Les présidents des Conseils régional et général de la Guadeloupe, Victorin Lurel (PS) et Jacques Gillot (DVG), ont proposé vendredi soir de consacrer 54 millions d'euros pour satisfaire les principales revendications du Collectif contre l'exploitation outrancière (LKP).
Dans un document de 21 pages, ils proposent aux responsables du LKP, selon M. Lurel, "une centaine de mesures répondant aux attentes" de la population et du LKP, qui est à l'origine de la grève générale qui paralyse la Guadeloupe depuis le 20 janvier.
Parmi ces mesures figurent une réduction des taxes régionales sur le gasole (qui devrait se traduire par une baisse de 2 ou 3 centimes à la pompe), sur l'électricité et l'eau potable (de 1,5 à 1%), les produits laitiers (de 7 à 2%), une baisse de 9% de la taxe d'habitation et de 7% de celle sur le foncier bâti.

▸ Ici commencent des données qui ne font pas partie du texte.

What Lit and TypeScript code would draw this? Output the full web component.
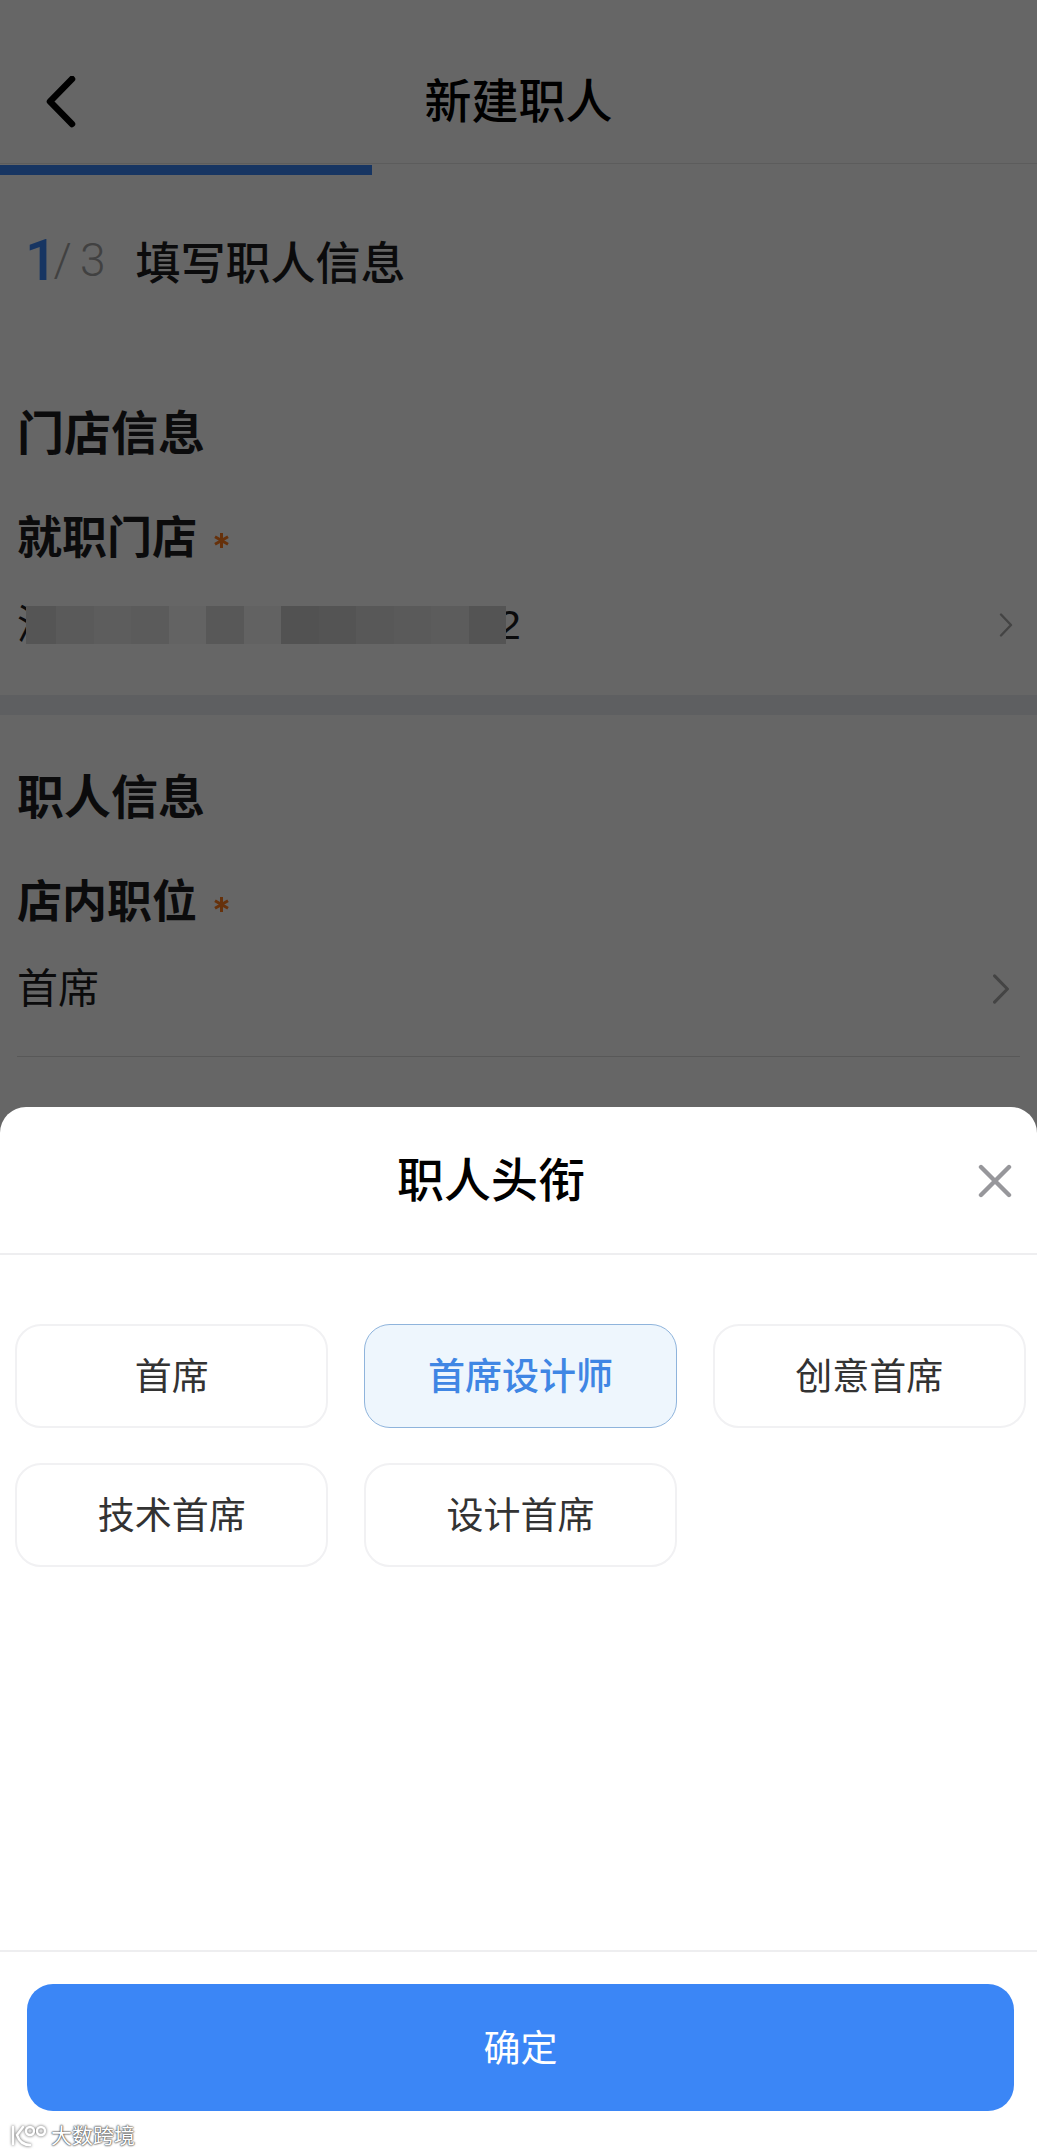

La baisse du tarif des cantines scolaires, l'augmentation des bourses régionales aux étudiants, le versement d'une prime de 150 euros "aux foyers fiscaux les plus démunis" figurent également parmi les mesures énoncées dans le document.
Plus une goutte d'essence
Le préfet de la Guadeloupe Nicolas Desforges a réclamé vendredi la réouverture dès lundi des stations-services de Guadeloupe, fermées depuis le 19 janvier en entraînant une pénurie de carburants rendant impossible la circulation automobile dans l'île.
Dans une lettre aux gérants de stations-services et aux compagnies pétrolières, le préfet les appelle "solennellement" à rouvrir.
Il estime, sans même évoquer l'autre conflit en cours avec le LKP et la grève générale "contre la vie chère" commencée le 20 janvier, que "seule cette solution, guidée par l’intérêt supérieur de la Guadeloupe, est de nature à permettre rapidement le retour à une vie normale".
Les gérants de stations-services, dont la moitié sont à l'enseigne Total (qui possède également plus de la moitié du capital de l'unique raffinerie alimentant, la SARA, les Antilles), exigent l'arrêt de toute nouvelle implantation de station-service par les trois compagnies locales de distribution qui se sont créées récemment.
Dominé par Total, notamment depuis sa fusion avec Elf, le marché insulaire de la distribution des produits pétroliers est partagé par Chevron, Exxon et Vito (ex-Shell), les trois autres actionnaires de la SARA.